One of the most exciting new initiatives at the Davis College of Business is its international student-faculty exchange program, now in its second year. In this article Dr. George Gresham, Associate Professor of Marketing, reflects on his semester in Taiwan.

Dr. Gresham - TaiwanThis spring, I was privileged to be the first professor from DCOB to teach a full semester at one of our partner business schools overseas.

My host school was the College of Business at National Taipei University (NTPU) in Taiwan. It is an AACSB-accredited institution, making it one of the premier business schools in Asia. From mid-February to the end of June (their semester), I taught two courses – “Market Research” for undergraduates and “Special Problems in Marketing” for graduate students.

These courses were “firsts” for NTPU in three ways:

  • It was the first time an 18-week class was offered in English to NTPU students, the majority of whom speak English as a second (or even third) language.
  • It was NTPU students’ first experience with a “project-based” course where they worked together in small groups.
  • It was the faculty’s and students’ introduction to the “hybrid” learning approach, meaning the course content was delivered in the classroom and online using tools such as Skype and Zoom.us.

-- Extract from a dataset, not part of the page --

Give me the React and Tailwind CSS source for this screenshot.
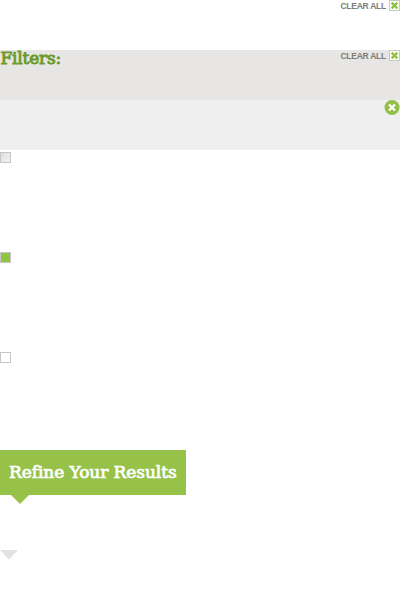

The students’ response to the courses was overwhelmingly positive, and it was exciting for me to see how well project-based learning and the hybrid approach was received. The students enjoyed working in teams and expressing their imaginations and creativity developing new product ideas and identifying hypothetical target markets.

They also appreciated learning how to use web-based technologies to present research findings, engage in team meetings, and submit proposals for review—valuable skills in today’s workplace.

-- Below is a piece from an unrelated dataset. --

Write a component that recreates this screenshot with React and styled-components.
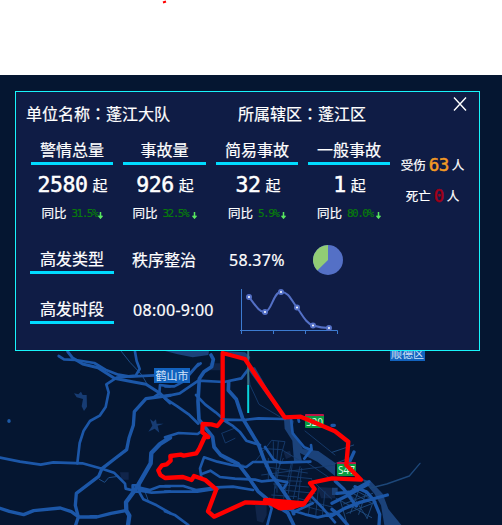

For me, the experience of living and teaching in Taiwan was immensely rewarding. Despite significant language hurdles (including not being able to use the school’s intranet because the pages appear in lovely Chinese characters), I was able to form strong connections with my colleagues and 56 students. There is no question that student-faculty exchange programs provide an unparalleled opportunity for professional and personal growth.